### Do this:
Answer with one number: the count of lines in this material that hold the word "React".

### Listed records:
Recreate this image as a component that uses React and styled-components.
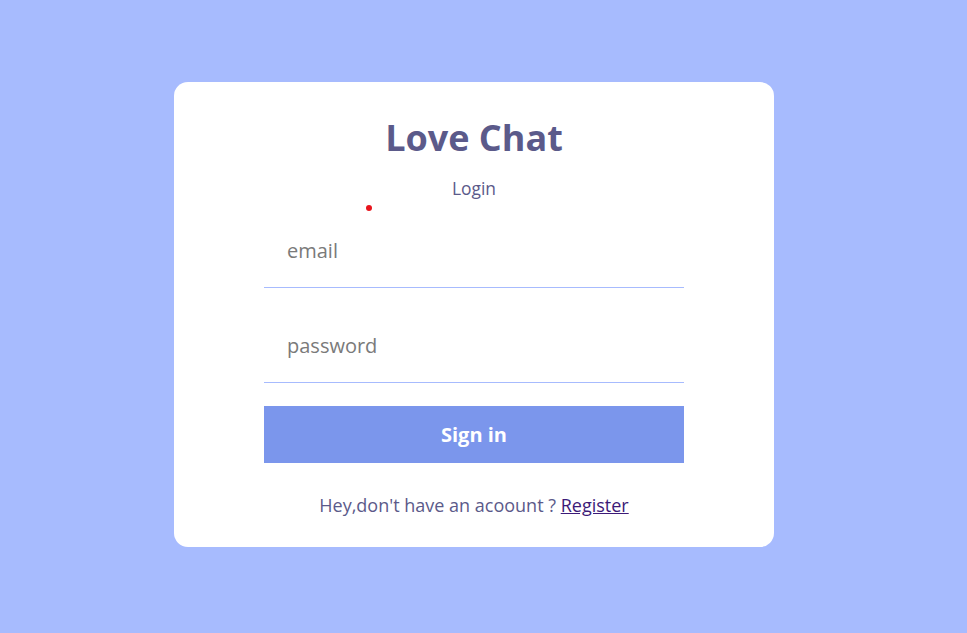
import React from "react";
import styled, { createGlobalStyle } from "styled-components";

//! Styled Components

const GlobalStyle = createGlobalStyle`
  * {
    box-sizing: border-box;
  }
  body {
    margin: 0;
    font-family: "Open Sans", "Liberation Sans", sans-serif;
    background-color: #a7bbfe;
  }
`;

const Page = styled.div`
  width: 100%;
  height: 100vh;
  display: flex;
  align-items: center;
  justify-content: center;
  padding-right: 19px;
  padding-bottom: 4px;
`;

const Card = styled.div`
  position: relative;
  width: 600px;
  height: 465px;
  background-color: #ffffff;
  border-radius: 14px;
  display: flex;
  flex-direction: column;
  align-items: center;
  padding-top: 31px;
`;

const Title = styled.h1`
  margin: 0;
  font-size: 36px;
  font-weight: 700;
  line-height: 50px;
  color: #5b5a8a;
`;

const SubTitle = styled.div`
  margin-top: 13px;
  font-size: 17.4px;
  line-height: 24px;
  color: #5b5a8a;
`;

const Dot = styled.span`
  position: absolute;
  left: 192px;
  top: 123px;
  width: 6px;
  height: 6px;
  border-radius: 50%;
  background-color: #e8141c;
`;

const Form = styled.form`
  width: 420px;
  margin-top: 13px;
  display: flex;
  flex-direction: column;
`;

const Input = styled.input`
  width: 100%;
  height: 75px;
  padding: 0 23px;
  border: none;
  border-bottom: 1px solid #a7bbfe;
  outline: none;
  font-family: inherit;
  font-size: 20px;
  color: #555;
  & + & {
    margin-top: 20px;
  }
  &::placeholder {
    color: #7a7a7a;
  }
`;

const Button = styled.button`
  margin-top: 23px;
  height: 57px;
  border: none;
  background-color: #7b96ec;
  color: #ffffff;
  font-family: inherit;
  font-size: 20px;
  font-weight: 700;
  cursor: pointer;
`;

const Footer = styled.p`
  margin: 30px 0 0;
  font-size: 18px;
  color: #5b5a8a;
  a {
    color: #3c1a78;
    text-decoration: underline;
  }
`;

export default function App() {
  return (
    <>
      <GlobalStyle />
      <Page>
        <Card>
          <Title>Love Chat</Title>
          <SubTitle>Login</SubTitle>
          <Dot />
          <Form onSubmit={(e) => e.preventDefault()}>
            <Input type="email" placeholder="email" />
            <Input type="password" placeholder="password" />
            <Button type="submit">Sign in</Button>
          </Form>
          <Footer>
            Hey,don't have an acoount ? <a href="#register">Register</a>
          </Footer>
        </Card>
      </Page>
    </>
  );
}
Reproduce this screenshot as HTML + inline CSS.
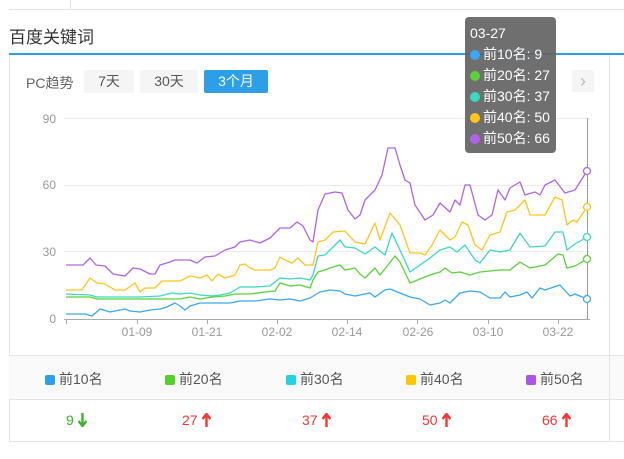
<!DOCTYPE html><html><head><meta charset="utf-8"><style>
body{margin:0;width:624px;height:459px;background:#fff;font-family:"Liberation Sans","Noto Sans CJK SC",sans-serif;position:relative;overflow:hidden}
.a{position:absolute}
.btn{position:absolute;top:70px;height:23px;line-height:23px;text-align:center;font-size:14px;border-radius:2px;background:#f5f5f5;color:#555}
.lg{position:absolute;top:369px;font-size:14px;color:#555}
.lg i{display:inline-block;width:10px;height:10px;border-radius:2px;margin-right:4px;vertical-align:-1px}
.v{position:absolute;top:412px;font-size:14px;color:#f33}
.v svg{vertical-align:-2px;margin-left:4px}
.t i{display:inline-block;width:10px;height:10px;border-radius:50%;margin-right:3px;vertical-align:-1px}
</style></head><body>
<div class="a" style="left:9px;top:0;width:615px;height:9px;border-bottom:1px solid #e4e4e4"></div>
<div class="a" style="left:70px;top:0;width:1px;height:9px;background:#e4e4e4"></div>
<div class="a" style="left:9px;top:23px;font-size:17px;color:#333">百度关键词</div>
<div class="a" style="left:9px;top:53px;width:615px;height:2px;background:#2d9fe8"></div>
<div class="a" style="left:9px;top:55px;width:1px;height:386px;background:#e4e4e4"></div>
<div class="a" style="left:609px;top:55px;width:1px;height:386px;background:#e4e4e4"></div>
<div class="a" style="left:26px;top:73px;font-size:14px;color:#666">PC趋势</div>
<div class="btn" style="left:84px;width:50px">7天</div>
<div class="btn" style="left:140px;width:58px">30天</div>
<div class="btn" style="left:204px;width:64px;background:#2d9fe8;color:#fff">3个月</div>
<div class="a" style="left:572px;top:70px;width:22px;height:22px;background:#f5f5f5;color:#bbb;font-size:18px;text-align:center;line-height:22px">›</div>
<svg class="a" style="left:0;top:0" width="624" height="459">
<g stroke="#ececec" stroke-width="1"><line x1="64" y1="118.5" x2="590" y2="118.5"/><line x1="64" y1="185.5" x2="590" y2="185.5"/><line x1="64" y1="251.5" x2="590" y2="251.5"/></g>
<g fill="#999" font-size="12" text-anchor="end" font-family="Liberation Sans"><text x="56" y="123">90</text><text x="56" y="189">60</text><text x="56" y="256">30</text><text x="56" y="323">0</text></g>
<line x1="64" y1="319.5" x2="590" y2="319.5" stroke="#aaa"/>
<g stroke="#aaa"><line x1="66.5" y1="319" x2="66.5" y2="324"/><line x1="137.5" y1="319" x2="137.5" y2="324"/><line x1="207.5" y1="319" x2="207.5" y2="324"/><line x1="277.5" y1="319" x2="277.5" y2="324"/><line x1="347.5" y1="319" x2="347.5" y2="324"/><line x1="417.5" y1="319" x2="417.5" y2="324"/><line x1="488.5" y1="319" x2="488.5" y2="324"/><line x1="558.5" y1="319" x2="558.5" y2="324"/></g>
<g fill="#999" font-size="12" text-anchor="middle" font-family="Liberation Sans"><text x="137" y="336">01-09</text><text x="207" y="336">01-21</text><text x="277" y="336">02-02</text><text x="347" y="336">02-14</text><text x="418" y="336">02-26</text><text x="488" y="336">03-10</text><text x="558" y="336">03-22</text></g>
<line x1="587.5" y1="118" x2="587.5" y2="319" stroke="#999"/>
<g fill="none" stroke-width="1.3" stroke-linejoin="round">
<polyline stroke="#b063e8" points="66,265 83,265 90,258 96,265 105,266 113,274 125,276 133,268 140,269 150,274 155,274 160,265 170,262 175,260 190,260 197,263 205,257 215,256 225,250 235,247 240,242 250,240 260,243 270,238 280,228 290,228 297,222 303,226 310,240 313,242 318,210 325,194 335,192 342,193 348,210 355,219 360,215 365,200 375,190 382,175 388,148 395,148 400,165 405,180 410,183 415,205 425,220 433,215 440,203 450,212 455,200 460,205 465,185 470,185 478,215 485,220 492,215 498,190 505,200 510,188 520,182 525,195 535,192 540,195 545,185 555,180 565,193 575,190 587,171"/>
<polyline stroke="#ffc61a" points="66,290 82,290 90,278 97,283 105,284 115,290 125,290 135,283 140,292 145,288 155,288 162,281 180,281 190,276 200,278 207,275 212,281 218,274 225,278 235,275 240,265 245,264 250,268 255,270 270,270 275,268 280,257 285,260 292,263 298,258 305,265 313,265 318,242 325,240 333,232 345,231 355,242 365,244 375,223 380,240 390,213 400,225 410,253 420,253 425,255 432,245 440,230 450,240 455,237 462,222 468,225 475,245 482,250 490,235 500,232 507,212 515,210 525,200 530,215 545,215 555,197 562,200 567,225 573,220 577,222 587,207"/>
<polyline stroke="#3ad9c0" points="66,294 90,295 97,297 125,297 140,297 160,296 172,293 180,294 190,293 200,295 212,296 220,295 230,293 240,287 255,287 270,286 280,278 290,279 300,278 310,280 313,275 318,256 325,255 330,250 340,240 345,247 355,248 365,254 375,247 385,255 392,233 400,250 410,272 420,265 430,258 440,250 450,247 457,252 465,245 475,260 480,263 490,250 500,252 510,250 520,233 530,247 545,246 555,232 563,232 567,250 575,244 587,237"/>
<polyline stroke="#5ad13a" points="66,297 90,297 97,299 125,299 180,299 190,297 200,299 212,297 225,296 235,294 250,294 265,292 275,291 280,283 290,286 300,285 310,288 313,280 318,272 325,270 330,268 340,265 345,270 355,268 360,274 365,278 375,268 380,275 388,265 395,256 400,262 410,283 420,279 430,275 440,272 445,268 452,273 460,272 470,275 480,272 490,271 500,270 510,270 520,262 530,268 545,265 558,254 563,255 567,268 575,266 587,259"/>
<polyline stroke="#3aa8f0" points="66,314 85,314 92,316 100,309 110,312 120,310 125,309 130,311 140,312 150,310 160,309 167,307 175,303 180,306 185,310 190,306 200,303 215,303 230,303 240,301 255,301 270,299 280,300 290,299 300,301 310,298 320,292 330,290 340,291 345,294 355,296 370,293 375,297 385,290 390,289 400,293 410,297 420,299 430,305 440,303 445,300 450,303 460,293 470,291 480,292 490,298 500,298 505,292 510,297 520,295 527,292 532,298 540,288 545,290 560,285 570,296 575,294 587,299"/>
</g>
<g fill="#fff" stroke-width="1.3"><circle cx="587" cy="171" r="3.5" stroke="#b063e8"/><circle cx="587" cy="207" r="3.5" stroke="#ffc61a"/><circle cx="587" cy="237" r="3.5" stroke="#3ad9c0"/><circle cx="587" cy="259" r="3.5" stroke="#5ad13a"/><circle cx="587" cy="299" r="3.5" stroke="#3aa8f0"/></g>
</svg>
<div class="a t" style="left:465px;top:17px;width:91px;height:136px;background:rgba(100,100,100,.93);border-radius:4px;color:#fff;font-size:14px;line-height:21px;padding:6px 0 0 5px;box-sizing:border-box">
03-27<br><i style="background:#3aa8f0"></i>前10名: 9<br><i style="background:#5ad13a"></i>前20名: 27<br><i style="background:#3ad9c0"></i>前30名: 37<br><i style="background:#ffc61a"></i>前40名: 50<br><i style="background:#b063e8"></i>前50名: 66</div>
<div class="a" style="left:9px;top:355px;width:615px;height:43px;background:#fafafa;border-top:1px solid #e4e4e4;border-bottom:1px solid #e4e4e4"></div>
<div class="a" style="left:609px;top:355px;width:1px;height:86px;background:#e4e4e4"></div>
<div class="a" style="left:9px;top:441px;width:615px;height:1px;background:#e4e4e4"></div>
<div class="lg" style="left:45px"><i style="background:#2d9fe8"></i>前10名</div>
<div class="lg" style="left:165px"><i style="background:#52d12a"></i>前20名</div>
<div class="lg" style="left:286px"><i style="background:#1fd3e0"></i>前30名</div>
<div class="lg" style="left:406px"><i style="background:#fcc600"></i>前40名</div>
<div class="lg" style="left:526px"><i style="background:#a855e8"></i>前50名</div>
<div class="v" style="left:66px;color:#3cb52a">9<svg width="9" height="14"><path d="M4.5 0V13M0.5 8L4.5 13L8.5 8" fill="none" stroke="#3cb52a" stroke-width="2.4"/></svg></div>
<div class="v" style="left:182px">27<svg width="9" height="14"><path d="M4.5 14V1M0.5 6L4.5 1L8.5 6" fill="none" stroke="#f33" stroke-width="2.4"/></svg></div>
<div class="v" style="left:302px">37<svg width="9" height="14"><path d="M4.5 14V1M0.5 6L4.5 1L8.5 6" fill="none" stroke="#f33" stroke-width="2.4"/></svg></div>
<div class="v" style="left:422px">50<svg width="9" height="14"><path d="M4.5 14V1M0.5 6L4.5 1L8.5 6" fill="none" stroke="#f33" stroke-width="2.4"/></svg></div>
<div class="v" style="left:542px">66<svg width="9" height="14"><path d="M4.5 14V1M0.5 6L4.5 1L8.5 6" fill="none" stroke="#f33" stroke-width="2.4"/></svg></div>
</body></html>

### Expected answer:
2